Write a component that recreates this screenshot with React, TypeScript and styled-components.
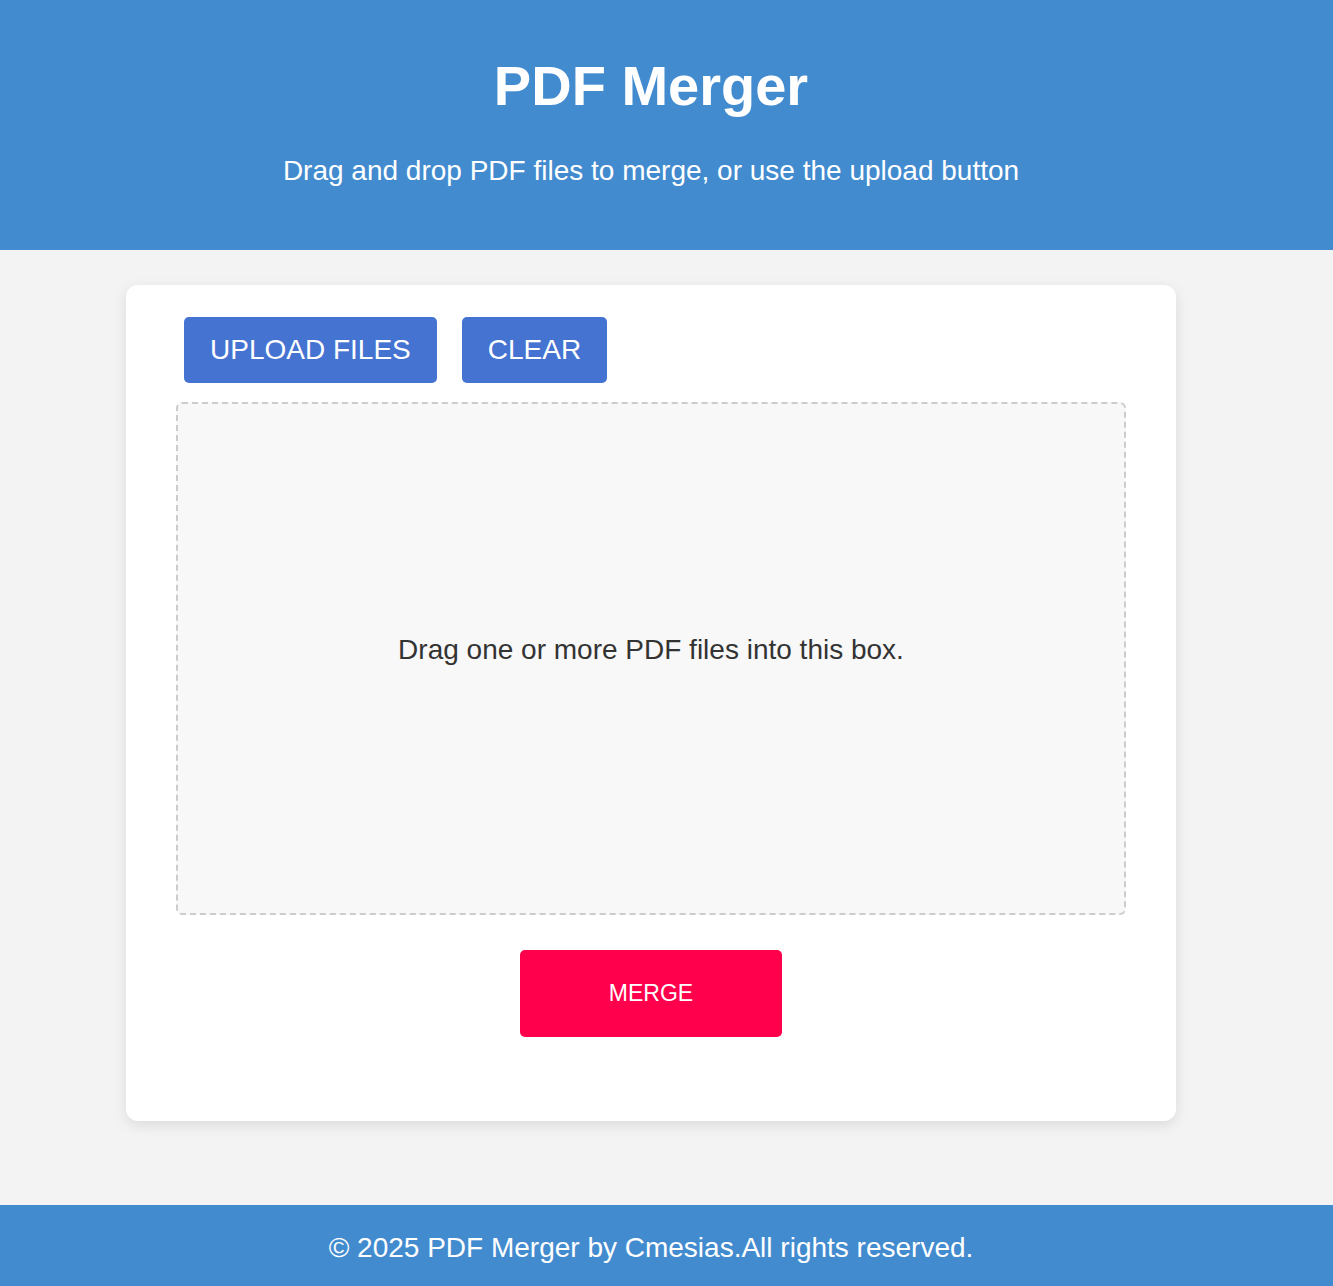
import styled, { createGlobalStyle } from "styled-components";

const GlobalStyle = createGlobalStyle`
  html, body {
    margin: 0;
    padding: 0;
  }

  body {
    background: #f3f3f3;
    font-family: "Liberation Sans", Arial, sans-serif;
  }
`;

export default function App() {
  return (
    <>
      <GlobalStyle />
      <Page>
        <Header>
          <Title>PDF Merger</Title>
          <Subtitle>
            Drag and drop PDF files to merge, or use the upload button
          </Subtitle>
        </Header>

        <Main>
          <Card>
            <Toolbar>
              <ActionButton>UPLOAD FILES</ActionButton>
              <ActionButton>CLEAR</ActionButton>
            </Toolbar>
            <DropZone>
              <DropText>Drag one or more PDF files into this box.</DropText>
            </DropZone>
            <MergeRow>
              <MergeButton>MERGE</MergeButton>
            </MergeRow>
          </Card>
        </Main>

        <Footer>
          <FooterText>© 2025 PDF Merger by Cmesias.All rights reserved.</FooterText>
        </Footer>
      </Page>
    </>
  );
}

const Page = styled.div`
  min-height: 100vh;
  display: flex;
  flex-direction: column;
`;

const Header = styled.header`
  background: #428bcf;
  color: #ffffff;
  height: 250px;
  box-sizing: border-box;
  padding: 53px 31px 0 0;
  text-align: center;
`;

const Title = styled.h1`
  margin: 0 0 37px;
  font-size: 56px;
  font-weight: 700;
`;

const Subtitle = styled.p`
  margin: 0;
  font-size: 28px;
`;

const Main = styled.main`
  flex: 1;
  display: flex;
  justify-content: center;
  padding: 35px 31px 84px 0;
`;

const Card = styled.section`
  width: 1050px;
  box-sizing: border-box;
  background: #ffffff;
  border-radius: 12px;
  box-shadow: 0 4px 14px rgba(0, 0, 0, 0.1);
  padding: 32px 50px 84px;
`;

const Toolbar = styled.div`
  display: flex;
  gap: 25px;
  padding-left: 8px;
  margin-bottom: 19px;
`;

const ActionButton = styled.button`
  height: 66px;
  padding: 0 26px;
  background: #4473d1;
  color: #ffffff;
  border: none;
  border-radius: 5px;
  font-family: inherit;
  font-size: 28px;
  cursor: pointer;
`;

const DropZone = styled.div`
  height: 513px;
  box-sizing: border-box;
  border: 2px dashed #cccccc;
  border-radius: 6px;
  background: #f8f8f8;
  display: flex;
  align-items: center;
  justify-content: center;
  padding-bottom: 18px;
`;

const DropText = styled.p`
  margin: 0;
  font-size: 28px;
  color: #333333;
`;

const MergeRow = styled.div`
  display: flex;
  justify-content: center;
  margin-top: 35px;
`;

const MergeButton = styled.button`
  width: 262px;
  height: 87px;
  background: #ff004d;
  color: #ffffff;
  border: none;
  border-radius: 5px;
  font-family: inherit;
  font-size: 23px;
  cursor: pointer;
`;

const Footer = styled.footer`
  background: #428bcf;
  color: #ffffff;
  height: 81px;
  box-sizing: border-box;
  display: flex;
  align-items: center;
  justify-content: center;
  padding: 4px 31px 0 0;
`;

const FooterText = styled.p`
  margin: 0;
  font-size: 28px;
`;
════════════════
- **WORK INSTRUCTIONS**:
Copy the listing over exactly, skipping the pictures it holds.

- **EXERCISE SOLUTION**:
Write a component that recreates this screenshot with React, TypeScript and styled-components.
import styled, { createGlobalStyle } from "styled-components";

const GlobalStyle = createGlobalStyle`
  html, body {
    margin: 0;
    padding: 0;
  }

  body {
    background: #f3f3f3;
    font-family: "Liberation Sans", Arial, sans-serif;
  }
`;

export default function App() {
  return (
    <>
      <GlobalStyle />
      <Page>
        <Header>
          <Title>PDF Merger</Title>
          <Subtitle>
            Drag and drop PDF files to merge, or use the upload button
          </Subtitle>
        </Header>

        <Main>
          <Card>
            <Toolbar>
              <ActionButton>UPLOAD FILES</ActionButton>
              <ActionButton>CLEAR</ActionButton>
            </Toolbar>
            <DropZone>
              <DropText>Drag one or more PDF files into this box.</DropText>
            </DropZone>
            <MergeRow>
              <MergeButton>MERGE</MergeButton>
            </MergeRow>
          </Card>
        </Main>

        <Footer>
          <FooterText>© 2025 PDF Merger by Cmesias.All rights reserved.</FooterText>
        </Footer>
      </Page>
    </>
  );
}

const Page = styled.div`
  min-height: 100vh;
  display: flex;
  flex-direction: column;
`;

const Header = styled.header`
  background: #428bcf;
  color: #ffffff;
  height: 250px;
  box-sizing: border-box;
  padding: 53px 31px 0 0;
  text-align: center;
`;

const Title = styled.h1`
  margin: 0 0 37px;
  font-size: 56px;
  font-weight: 700;
`;

const Subtitle = styled.p`
  margin: 0;
  font-size: 28px;
`;

const Main = styled.main`
  flex: 1;
  display: flex;
  justify-content: center;
  padding: 35px 31px 84px 0;
`;

const Card = styled.section`
  width: 1050px;
  box-sizing: border-box;
  background: #ffffff;
  border-radius: 12px;
  box-shadow: 0 4px 14px rgba(0, 0, 0, 0.1);
  padding: 32px 50px 84px;
`;

const Toolbar = styled.div`
  display: flex;
  gap: 25px;
  padding-left: 8px;
  margin-bottom: 19px;
`;

const ActionButton = styled.button`
  height: 66px;
  padding: 0 26px;
  background: #4473d1;
  color: #ffffff;
  border: none;
  border-radius: 5px;
  font-family: inherit;
  font-size: 28px;
  cursor: pointer;
`;

const DropZone = styled.div`
  height: 513px;
  box-sizing: border-box;
  border: 2px dashed #cccccc;
  border-radius: 6px;
  background: #f8f8f8;
  display: flex;
  align-items: center;
  justify-content: center;
  padding-bottom: 18px;
`;

const DropText = styled.p`
  margin: 0;
  font-size: 28px;
  color: #333333;
`;

const MergeRow = styled.div`
  display: flex;
  justify-content: center;
  margin-top: 35px;
`;

const MergeButton = styled.button`
  width: 262px;
  height: 87px;
  background: #ff004d;
  color: #ffffff;
  border: none;
  border-radius: 5px;
  font-family: inherit;
  font-size: 23px;
  cursor: pointer;
`;

const Footer = styled.footer`
  background: #428bcf;
  color: #ffffff;
  height: 81px;
  box-sizing: border-box;
  display: flex;
  align-items: center;
  justify-content: center;
  padding: 4px 31px 0 0;
`;

const FooterText = styled.p`
  margin: 0;
  font-size: 28px;
`;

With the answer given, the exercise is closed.